WHAT YOU ARE ASKED TO DO: From the entries that follow, extract each line holding the string "with".

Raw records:
----

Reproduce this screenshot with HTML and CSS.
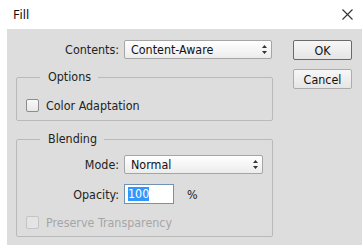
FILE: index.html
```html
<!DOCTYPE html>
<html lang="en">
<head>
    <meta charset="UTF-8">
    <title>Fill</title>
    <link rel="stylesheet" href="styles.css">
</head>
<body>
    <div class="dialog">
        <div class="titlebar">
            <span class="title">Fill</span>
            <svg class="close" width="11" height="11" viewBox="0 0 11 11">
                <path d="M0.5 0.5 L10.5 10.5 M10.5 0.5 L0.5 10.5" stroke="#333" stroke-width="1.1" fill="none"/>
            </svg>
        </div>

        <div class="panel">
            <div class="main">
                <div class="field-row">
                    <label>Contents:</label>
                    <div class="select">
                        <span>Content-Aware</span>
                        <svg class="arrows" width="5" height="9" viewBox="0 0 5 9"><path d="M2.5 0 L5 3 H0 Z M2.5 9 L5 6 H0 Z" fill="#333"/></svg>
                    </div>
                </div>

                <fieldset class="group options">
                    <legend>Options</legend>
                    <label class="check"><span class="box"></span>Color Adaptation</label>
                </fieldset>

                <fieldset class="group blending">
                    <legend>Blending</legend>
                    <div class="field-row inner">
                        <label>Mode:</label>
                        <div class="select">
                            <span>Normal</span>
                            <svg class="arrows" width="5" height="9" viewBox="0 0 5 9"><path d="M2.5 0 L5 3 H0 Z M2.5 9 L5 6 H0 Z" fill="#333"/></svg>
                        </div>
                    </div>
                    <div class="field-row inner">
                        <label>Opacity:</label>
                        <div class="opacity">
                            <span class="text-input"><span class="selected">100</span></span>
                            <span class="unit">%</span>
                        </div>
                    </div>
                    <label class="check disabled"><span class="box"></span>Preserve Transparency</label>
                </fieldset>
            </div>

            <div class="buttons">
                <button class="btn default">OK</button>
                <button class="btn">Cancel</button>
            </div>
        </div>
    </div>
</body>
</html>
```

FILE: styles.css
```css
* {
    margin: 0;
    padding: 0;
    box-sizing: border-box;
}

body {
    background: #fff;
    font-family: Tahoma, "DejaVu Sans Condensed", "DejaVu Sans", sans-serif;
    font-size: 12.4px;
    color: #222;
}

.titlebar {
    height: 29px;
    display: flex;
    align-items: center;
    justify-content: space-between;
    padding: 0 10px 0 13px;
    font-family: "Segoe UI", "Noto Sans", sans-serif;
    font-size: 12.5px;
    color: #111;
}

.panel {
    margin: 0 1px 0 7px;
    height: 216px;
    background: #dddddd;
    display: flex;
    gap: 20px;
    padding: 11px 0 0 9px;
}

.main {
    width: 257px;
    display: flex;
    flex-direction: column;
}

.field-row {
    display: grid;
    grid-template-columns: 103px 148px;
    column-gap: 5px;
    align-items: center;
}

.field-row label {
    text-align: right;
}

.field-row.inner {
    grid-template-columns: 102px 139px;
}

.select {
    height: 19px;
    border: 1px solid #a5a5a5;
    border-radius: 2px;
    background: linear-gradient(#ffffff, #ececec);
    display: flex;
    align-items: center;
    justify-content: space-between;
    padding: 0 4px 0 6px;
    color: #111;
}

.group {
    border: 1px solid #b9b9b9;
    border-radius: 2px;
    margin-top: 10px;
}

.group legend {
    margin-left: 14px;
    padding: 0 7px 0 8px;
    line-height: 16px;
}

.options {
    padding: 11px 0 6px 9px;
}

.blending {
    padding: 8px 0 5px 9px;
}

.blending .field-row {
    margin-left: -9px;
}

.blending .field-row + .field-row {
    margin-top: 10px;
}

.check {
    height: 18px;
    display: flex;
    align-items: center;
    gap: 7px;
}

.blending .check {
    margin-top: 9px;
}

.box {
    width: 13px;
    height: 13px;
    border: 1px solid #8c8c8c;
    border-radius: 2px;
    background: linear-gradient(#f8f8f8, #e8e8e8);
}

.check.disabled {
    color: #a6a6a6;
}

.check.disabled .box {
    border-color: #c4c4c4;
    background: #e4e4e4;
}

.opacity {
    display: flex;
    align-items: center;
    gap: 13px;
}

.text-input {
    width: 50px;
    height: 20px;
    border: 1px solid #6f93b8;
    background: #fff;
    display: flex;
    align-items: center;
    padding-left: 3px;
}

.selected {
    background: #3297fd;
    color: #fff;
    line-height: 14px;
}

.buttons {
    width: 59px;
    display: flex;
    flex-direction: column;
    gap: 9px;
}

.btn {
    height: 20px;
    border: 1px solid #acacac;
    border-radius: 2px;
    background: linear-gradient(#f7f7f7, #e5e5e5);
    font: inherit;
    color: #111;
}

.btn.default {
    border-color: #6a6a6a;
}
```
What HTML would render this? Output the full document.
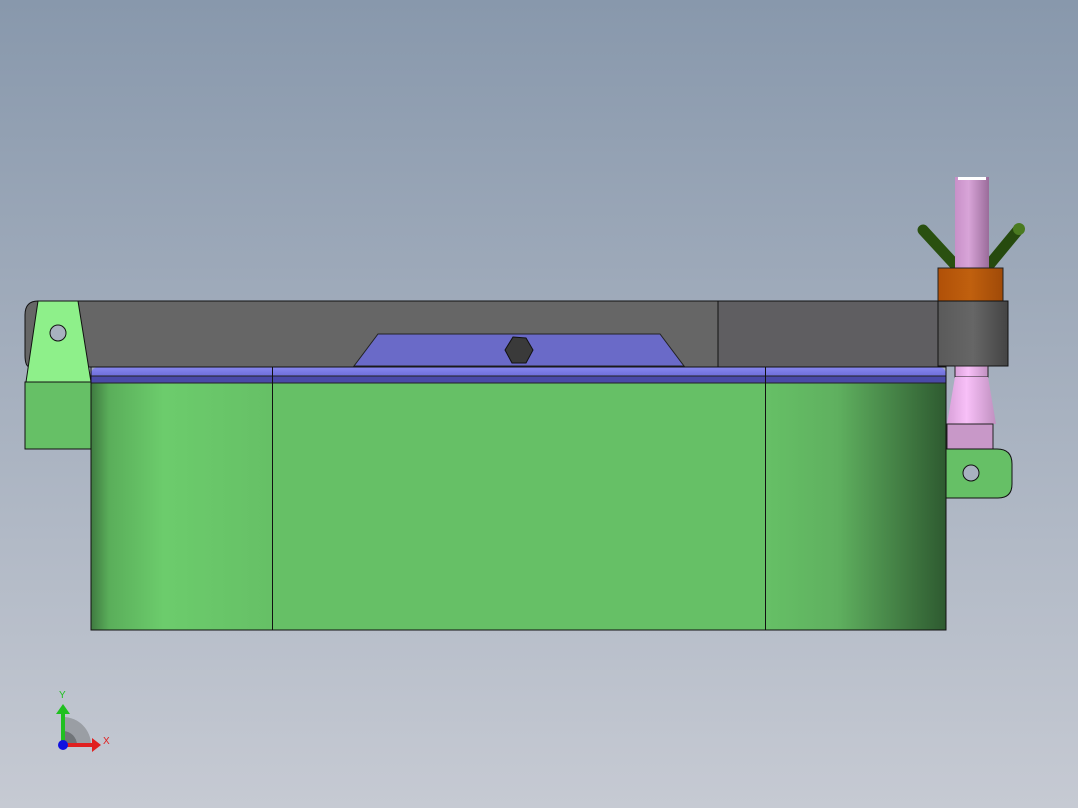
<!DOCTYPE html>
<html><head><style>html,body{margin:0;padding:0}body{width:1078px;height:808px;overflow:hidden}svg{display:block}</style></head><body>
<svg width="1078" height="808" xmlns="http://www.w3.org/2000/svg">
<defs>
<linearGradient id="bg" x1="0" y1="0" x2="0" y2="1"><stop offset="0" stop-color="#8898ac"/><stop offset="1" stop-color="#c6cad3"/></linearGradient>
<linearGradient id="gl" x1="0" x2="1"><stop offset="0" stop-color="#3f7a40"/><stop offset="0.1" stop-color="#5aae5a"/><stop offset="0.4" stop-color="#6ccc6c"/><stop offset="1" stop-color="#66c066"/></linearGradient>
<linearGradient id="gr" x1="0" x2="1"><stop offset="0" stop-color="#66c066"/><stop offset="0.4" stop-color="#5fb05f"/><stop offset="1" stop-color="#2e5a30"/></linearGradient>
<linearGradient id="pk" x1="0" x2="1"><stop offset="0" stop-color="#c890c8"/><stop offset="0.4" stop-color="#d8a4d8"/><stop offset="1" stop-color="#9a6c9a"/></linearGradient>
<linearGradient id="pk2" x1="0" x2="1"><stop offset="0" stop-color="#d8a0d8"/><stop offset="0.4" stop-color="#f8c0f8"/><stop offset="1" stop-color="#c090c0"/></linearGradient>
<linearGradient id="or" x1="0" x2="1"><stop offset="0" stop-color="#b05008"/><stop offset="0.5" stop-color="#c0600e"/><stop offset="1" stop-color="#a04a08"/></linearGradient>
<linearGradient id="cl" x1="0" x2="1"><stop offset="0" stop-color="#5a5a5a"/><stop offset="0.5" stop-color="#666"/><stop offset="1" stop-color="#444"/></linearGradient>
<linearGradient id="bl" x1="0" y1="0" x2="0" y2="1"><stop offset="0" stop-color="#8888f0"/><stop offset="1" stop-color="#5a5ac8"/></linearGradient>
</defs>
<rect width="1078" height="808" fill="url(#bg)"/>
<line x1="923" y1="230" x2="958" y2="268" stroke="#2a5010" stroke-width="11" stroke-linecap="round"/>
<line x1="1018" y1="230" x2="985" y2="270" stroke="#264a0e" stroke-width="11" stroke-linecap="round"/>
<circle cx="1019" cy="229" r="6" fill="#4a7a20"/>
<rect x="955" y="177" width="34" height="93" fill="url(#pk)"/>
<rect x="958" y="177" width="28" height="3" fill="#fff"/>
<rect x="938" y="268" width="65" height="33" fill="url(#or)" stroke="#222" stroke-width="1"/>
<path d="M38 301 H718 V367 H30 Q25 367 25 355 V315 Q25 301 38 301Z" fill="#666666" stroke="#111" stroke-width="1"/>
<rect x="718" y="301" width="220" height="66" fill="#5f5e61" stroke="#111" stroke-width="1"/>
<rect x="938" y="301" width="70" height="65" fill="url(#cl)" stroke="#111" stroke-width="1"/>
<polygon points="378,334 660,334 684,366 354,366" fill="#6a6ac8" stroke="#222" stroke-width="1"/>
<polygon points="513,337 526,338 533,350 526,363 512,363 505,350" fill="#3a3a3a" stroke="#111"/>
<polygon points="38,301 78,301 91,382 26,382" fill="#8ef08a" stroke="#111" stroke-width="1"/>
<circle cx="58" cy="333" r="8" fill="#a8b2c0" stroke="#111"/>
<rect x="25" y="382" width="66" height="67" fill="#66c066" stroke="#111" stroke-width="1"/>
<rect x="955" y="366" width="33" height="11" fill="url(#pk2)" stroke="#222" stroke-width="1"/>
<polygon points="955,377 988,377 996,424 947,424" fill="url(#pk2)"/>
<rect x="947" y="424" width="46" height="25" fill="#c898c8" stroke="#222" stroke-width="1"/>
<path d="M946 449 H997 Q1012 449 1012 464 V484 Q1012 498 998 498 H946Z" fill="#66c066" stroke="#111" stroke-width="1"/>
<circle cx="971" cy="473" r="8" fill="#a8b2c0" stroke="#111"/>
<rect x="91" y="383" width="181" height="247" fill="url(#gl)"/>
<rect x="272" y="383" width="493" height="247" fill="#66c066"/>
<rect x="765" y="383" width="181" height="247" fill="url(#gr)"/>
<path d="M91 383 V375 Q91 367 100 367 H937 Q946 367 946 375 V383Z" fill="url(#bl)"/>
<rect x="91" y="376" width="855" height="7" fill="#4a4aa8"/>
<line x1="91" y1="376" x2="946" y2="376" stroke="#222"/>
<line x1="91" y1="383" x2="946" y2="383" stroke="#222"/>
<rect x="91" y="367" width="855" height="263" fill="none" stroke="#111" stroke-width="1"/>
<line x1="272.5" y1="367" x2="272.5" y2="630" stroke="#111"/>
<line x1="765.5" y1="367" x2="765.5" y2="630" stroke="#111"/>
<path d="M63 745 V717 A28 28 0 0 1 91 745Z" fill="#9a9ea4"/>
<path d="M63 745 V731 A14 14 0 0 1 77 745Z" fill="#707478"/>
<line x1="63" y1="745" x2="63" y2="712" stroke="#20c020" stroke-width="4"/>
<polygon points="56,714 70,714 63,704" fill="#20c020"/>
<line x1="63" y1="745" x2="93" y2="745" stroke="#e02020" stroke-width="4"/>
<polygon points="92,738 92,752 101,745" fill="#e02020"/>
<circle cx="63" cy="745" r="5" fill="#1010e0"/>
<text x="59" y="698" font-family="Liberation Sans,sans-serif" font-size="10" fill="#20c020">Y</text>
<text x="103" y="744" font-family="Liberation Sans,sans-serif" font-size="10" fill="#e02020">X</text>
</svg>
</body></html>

----

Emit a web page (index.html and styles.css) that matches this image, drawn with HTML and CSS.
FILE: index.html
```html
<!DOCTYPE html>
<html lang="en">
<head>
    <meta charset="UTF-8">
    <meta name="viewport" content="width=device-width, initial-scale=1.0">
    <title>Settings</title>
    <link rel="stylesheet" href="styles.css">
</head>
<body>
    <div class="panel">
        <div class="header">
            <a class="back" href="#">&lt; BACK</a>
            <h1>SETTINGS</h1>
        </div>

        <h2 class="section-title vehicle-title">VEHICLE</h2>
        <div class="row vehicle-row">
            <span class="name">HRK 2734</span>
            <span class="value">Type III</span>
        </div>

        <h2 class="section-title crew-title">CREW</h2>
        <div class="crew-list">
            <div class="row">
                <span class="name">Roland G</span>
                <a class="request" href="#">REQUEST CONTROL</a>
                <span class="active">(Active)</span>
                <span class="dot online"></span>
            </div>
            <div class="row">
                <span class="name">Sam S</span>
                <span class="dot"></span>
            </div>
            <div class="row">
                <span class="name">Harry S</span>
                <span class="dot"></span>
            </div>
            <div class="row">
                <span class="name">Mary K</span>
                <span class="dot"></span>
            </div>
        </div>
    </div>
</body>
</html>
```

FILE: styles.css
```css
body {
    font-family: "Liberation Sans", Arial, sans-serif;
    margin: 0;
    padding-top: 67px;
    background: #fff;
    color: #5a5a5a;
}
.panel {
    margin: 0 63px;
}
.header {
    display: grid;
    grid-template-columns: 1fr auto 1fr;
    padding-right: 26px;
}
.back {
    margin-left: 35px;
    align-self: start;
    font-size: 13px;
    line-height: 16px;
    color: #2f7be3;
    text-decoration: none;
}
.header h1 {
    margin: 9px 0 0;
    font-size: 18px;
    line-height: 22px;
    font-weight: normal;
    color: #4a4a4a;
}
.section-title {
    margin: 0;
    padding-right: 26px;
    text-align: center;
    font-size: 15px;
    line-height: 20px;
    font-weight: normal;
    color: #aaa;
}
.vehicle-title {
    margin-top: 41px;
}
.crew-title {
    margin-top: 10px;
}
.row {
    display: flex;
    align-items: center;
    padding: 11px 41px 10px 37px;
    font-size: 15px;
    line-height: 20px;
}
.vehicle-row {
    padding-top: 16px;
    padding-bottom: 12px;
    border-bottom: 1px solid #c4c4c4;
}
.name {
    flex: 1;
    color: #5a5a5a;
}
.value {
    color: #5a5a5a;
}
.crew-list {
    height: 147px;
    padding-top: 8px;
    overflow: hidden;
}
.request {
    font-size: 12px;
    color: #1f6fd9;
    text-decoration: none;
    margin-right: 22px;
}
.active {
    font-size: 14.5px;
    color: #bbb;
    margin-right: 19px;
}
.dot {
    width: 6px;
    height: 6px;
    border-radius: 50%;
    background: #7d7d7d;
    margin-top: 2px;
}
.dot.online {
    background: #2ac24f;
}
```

----

EXERCISE ANSWER:
Reproduce this screenshot with HTML and CSS.
Emit a web page (index.html and styles.css) that matches this image, drawn with HTML and CSS.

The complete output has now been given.